◆ DIRECTIVE
Without the pictures, output the lines of the material from the very first through the one that holds "const [answer, setAnswer]".

>> Start DATASET CONTENT

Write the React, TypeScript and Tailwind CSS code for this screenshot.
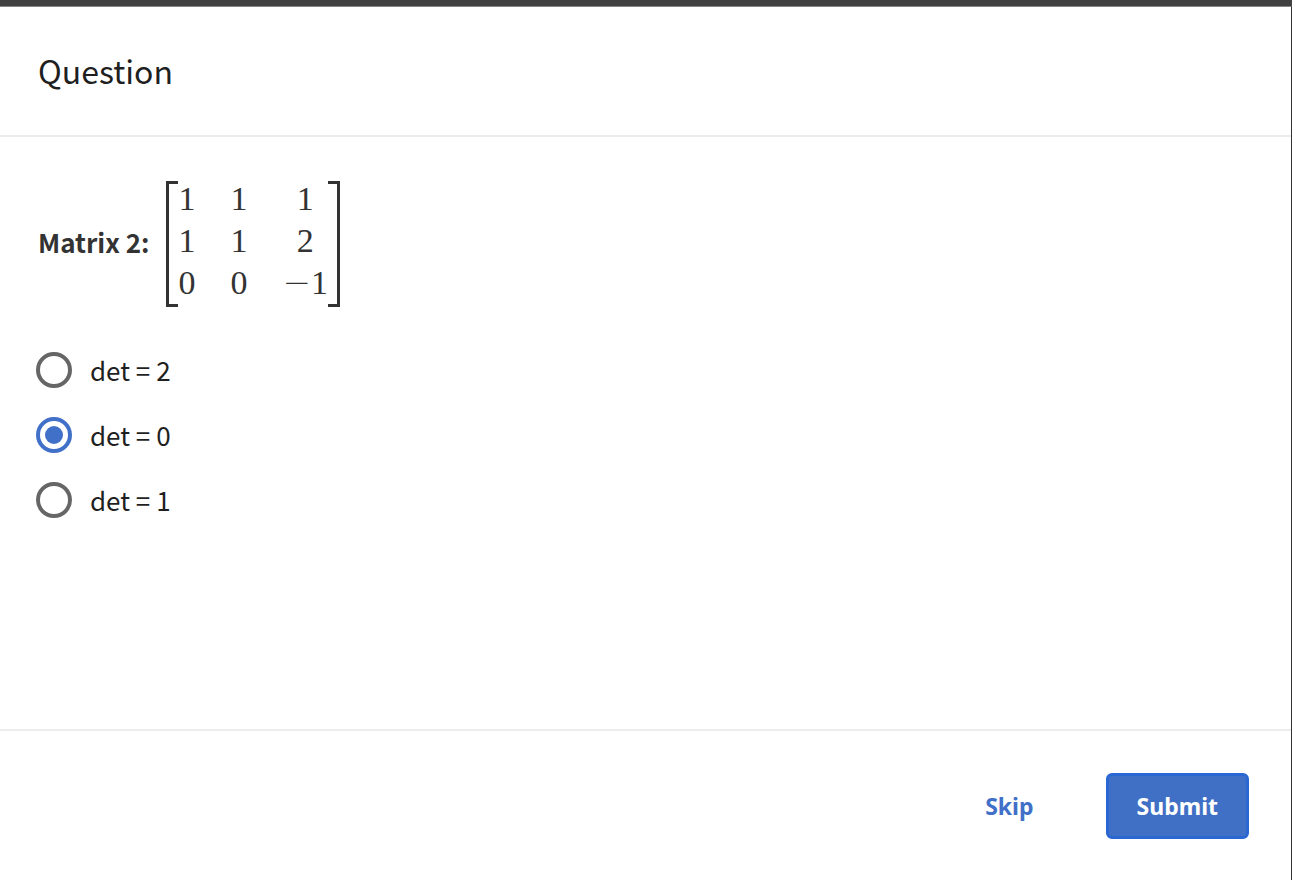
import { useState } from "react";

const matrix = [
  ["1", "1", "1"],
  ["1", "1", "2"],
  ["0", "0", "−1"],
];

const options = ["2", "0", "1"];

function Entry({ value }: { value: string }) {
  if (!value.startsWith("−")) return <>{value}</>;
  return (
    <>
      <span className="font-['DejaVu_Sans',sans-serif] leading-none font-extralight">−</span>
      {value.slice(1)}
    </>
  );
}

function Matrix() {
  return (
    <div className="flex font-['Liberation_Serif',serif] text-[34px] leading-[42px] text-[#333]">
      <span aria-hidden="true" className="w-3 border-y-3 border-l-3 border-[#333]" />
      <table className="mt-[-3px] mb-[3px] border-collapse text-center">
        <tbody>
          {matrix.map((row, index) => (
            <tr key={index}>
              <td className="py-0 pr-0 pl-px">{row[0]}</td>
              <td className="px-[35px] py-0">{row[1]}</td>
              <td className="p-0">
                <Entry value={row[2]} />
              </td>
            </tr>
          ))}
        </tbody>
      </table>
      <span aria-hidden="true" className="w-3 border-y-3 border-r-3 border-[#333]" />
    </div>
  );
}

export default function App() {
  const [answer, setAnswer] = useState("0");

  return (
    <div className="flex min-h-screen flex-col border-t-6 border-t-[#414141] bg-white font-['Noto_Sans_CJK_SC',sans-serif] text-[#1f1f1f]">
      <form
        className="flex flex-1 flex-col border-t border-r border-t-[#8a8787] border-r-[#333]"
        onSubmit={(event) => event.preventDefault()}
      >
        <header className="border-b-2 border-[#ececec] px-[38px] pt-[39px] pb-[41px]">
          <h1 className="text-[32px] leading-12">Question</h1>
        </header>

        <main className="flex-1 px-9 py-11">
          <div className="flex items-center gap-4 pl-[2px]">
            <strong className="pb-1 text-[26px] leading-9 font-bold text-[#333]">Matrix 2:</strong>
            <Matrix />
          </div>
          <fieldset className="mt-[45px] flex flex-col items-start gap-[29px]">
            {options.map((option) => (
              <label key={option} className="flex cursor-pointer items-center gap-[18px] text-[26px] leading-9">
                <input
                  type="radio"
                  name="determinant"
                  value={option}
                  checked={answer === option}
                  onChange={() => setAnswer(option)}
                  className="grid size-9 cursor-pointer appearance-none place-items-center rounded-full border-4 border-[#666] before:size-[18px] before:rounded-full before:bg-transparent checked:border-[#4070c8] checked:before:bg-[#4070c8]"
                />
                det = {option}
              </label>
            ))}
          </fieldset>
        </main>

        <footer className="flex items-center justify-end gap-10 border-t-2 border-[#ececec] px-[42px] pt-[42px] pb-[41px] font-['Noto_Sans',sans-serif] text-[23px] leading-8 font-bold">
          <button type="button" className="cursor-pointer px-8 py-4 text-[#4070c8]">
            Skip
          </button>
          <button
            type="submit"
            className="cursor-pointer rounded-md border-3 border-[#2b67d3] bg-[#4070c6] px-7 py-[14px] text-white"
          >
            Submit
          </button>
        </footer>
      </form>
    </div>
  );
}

>> End DATASET CONTENT

◆ RESULT FOR THIS EXERCISE
Write the React, TypeScript and Tailwind CSS code for this screenshot.
import { useState } from "react";

const matrix = [
  ["1", "1", "1"],
  ["1", "1", "2"],
  ["0", "0", "−1"],
];

const options = ["2", "0", "1"];

function Entry({ value }: { value: string }) {
  if (!value.startsWith("−")) return <>{value}</>;
  return (
    <>
      <span className="font-['DejaVu_Sans',sans-serif] leading-none font-extralight">−</span>
      {value.slice(1)}
    </>
  );
}

function Matrix() {
  return (
    <div className="flex font-['Liberation_Serif',serif] text-[34px] leading-[42px] text-[#333]">
      <span aria-hidden="true" className="w-3 border-y-3 border-l-3 border-[#333]" />
      <table className="mt-[-3px] mb-[3px] border-collapse text-center">
        <tbody>
          {matrix.map((row, index) => (
            <tr key={index}>
              <td className="py-0 pr-0 pl-px">{row[0]}</td>
              <td className="px-[35px] py-0">{row[1]}</td>
              <td className="p-0">
                <Entry value={row[2]} />
              </td>
            </tr>
          ))}
        </tbody>
      </table>
      <span aria-hidden="true" className="w-3 border-y-3 border-r-3 border-[#333]" />
    </div>
  );
}

export default function App() {
  const [answer, setAnswer] = useState("0");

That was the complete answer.